Lisa Ann Walter is beloved by millions for her roles on The Parent Trap and Abbott Elementary, but she has always been a passionate advocate for women’s rights. Here she opens up about her years of activism, and why she’ll never stop fighting to pass the equal rights act.
At my age, I’m in a pretty unique position in that I have young people actually wanting to talk to me.
Not my four children, of course—they only seem to talk to me at midnight when I’m already in bed—but complete strangers talk to me all the time. Because I played a beloved character in Disney’s The Parent Trap and now appear in another beloved television show, the youngs write to me quite a bit. They come to my comedy shows. I talk to them and write them back. I give advice on where to start the journey of a performer, or what’s the best eye cream or how to come out to their grandma. Important stuff.
You know what’s weird? They often don’t know the Equal Rights Act never passed. Some don’t know what it is, other than “that thing I saw on posters in old footage of marches back when I got into feminism courtesy of post-Trump trauma”. Some just assume that women enjoy the guarantee of equal rights under our constitution. They are uniformly outraged to learn that this isn’t true—that although the required 38 states ratified the amendment to guarantee that women are equal citizens with equal rights in America, they did so after a timeline imposed by Congress to achieve it expired. So it never passed. It’s a big problem, the Not Being Equal Citizens. But also the incredible fact that these educated, engaged, involved young people don’t know. Let me stress this: They DO NOT KNOW WOMEN DO NOT CURRENTLY HAVE EQUAL CONSTITUTIONAL RIGHTS.
I know, of course, because I was there for the fight. When I was 8, I attended my first Women’s Equality march. I grew up in a suburb of D.C. where marches for equality, civil rights, anti-war and more were what we did on the weekends like some families did little league.

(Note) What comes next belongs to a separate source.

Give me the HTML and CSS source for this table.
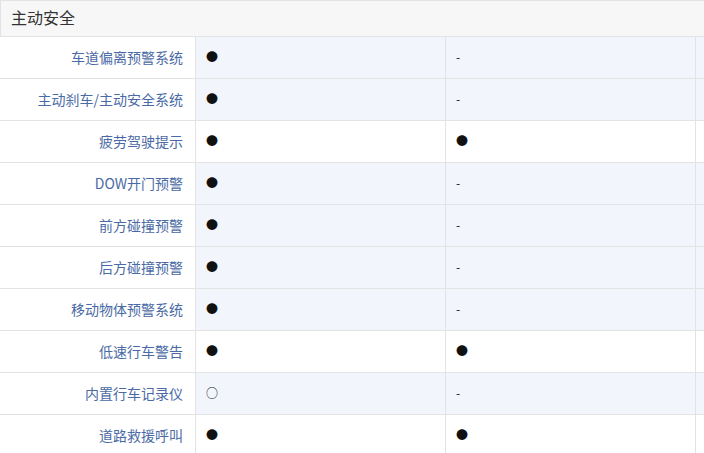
FILE: index.html
```html
<!DOCTYPE html>
<html lang="zh-CN">
<head>
<meta charset="utf-8">
<title>主动安全</title>
<link rel="stylesheet" href="styles.css">
</head>
<body>
<div class="table">
  <div class="group-head">主动安全</div>
  <div class="row diff"><div class="label">车道偏离预警系统</div><div class="cell">●</div><div class="cell">-</div><div class="cell more"></div></div>
  <div class="row diff"><div class="label">主动刹车/主动安全系统</div><div class="cell">●</div><div class="cell">-</div><div class="cell more"></div></div>
  <div class="row"><div class="label">疲劳驾驶提示</div><div class="cell">●</div><div class="cell">●</div><div class="cell more"></div></div>
  <div class="row diff"><div class="label">DOW开门预警</div><div class="cell">●</div><div class="cell">-</div><div class="cell more"></div></div>
  <div class="row diff"><div class="label">前方碰撞预警</div><div class="cell">●</div><div class="cell">-</div><div class="cell more"></div></div>
  <div class="row diff"><div class="label">后方碰撞预警</div><div class="cell">●</div><div class="cell">-</div><div class="cell more"></div></div>
  <div class="row diff"><div class="label">移动物体预警系统</div><div class="cell">●</div><div class="cell">-</div><div class="cell more"></div></div>
  <div class="row"><div class="label">低速行车警告</div><div class="cell">●</div><div class="cell">●</div><div class="cell more"></div></div>
  <div class="row diff"><div class="label">内置行车记录仪</div><div class="cell">○</div><div class="cell">-</div><div class="cell more"></div></div>
  <div class="row"><div class="label">道路救援呼叫</div><div class="cell">●</div><div class="cell">●</div><div class="cell more"></div></div>
</div>
</body>
</html>
```

FILE: styles.css
```css
html, body {
  margin: 0;
  padding: 0;
  overflow: hidden;
  background: #fff;
}
body {
  font-family: "Microsoft YaHei", "Noto Sans CJK SC", "Noto Sans", sans-serif;
  color: #222;
}
.table {
  width: 704px;
}
.group-head {
  box-sizing: border-box;
  height: 37px;
  border-top: 1px solid #e3e3e3;
  border-bottom: 1px solid #e3e3e3;
  border-left: 1px solid #e3e3e3;
  background: #f7f7f7;
  padding-left: 10px;
  padding-bottom: 2px;
  font-size: 16px;
  line-height: 33px;
  color: #333;
}
.row {
  display: grid;
  grid-template-columns: 196px 250px 250px 1fr;
  height: 42px;
}
.label, .cell {
  box-sizing: border-box;
  border-right: 1px solid #e3e3e3;
  border-bottom: 1px solid #e3e3e3;
  display: flex;
  align-items: center;
  padding-bottom: 2px;
  font-size: 14px;
}
.label {
  justify-content: flex-end;
  padding-right: 12px;
  color: #4a6aa5;
  background: #fff;
}
.cell {
  padding-left: 10px;
  padding-bottom: 3px;
  color: #111;
  font-size: 12px;
}
.cell.more {
  border-right: none;
}
.row.diff .cell {
  background: #f2f5fc;
}
```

We had a fantastic, hippie music teacher in kindergarten who taught us the chants and songs. “All we are saying is Give Peace a Chance”, “We’re Here, We’re Queer – get used to it”! “What do we want? ERA! When do we want it? NOW”! ERA Now! buttons adorned my jean jacket next to the flower power patches. I sat beneath my ‘Shirley Chisholm for President’ poster in my bedroom and co-wrote letters to my hometown paper, The Washington Post, along with my sister, Laura, and our next door bffs, Elinor & Deedee. At the time we were all aged between 10 and 11, and we were an undeniable force.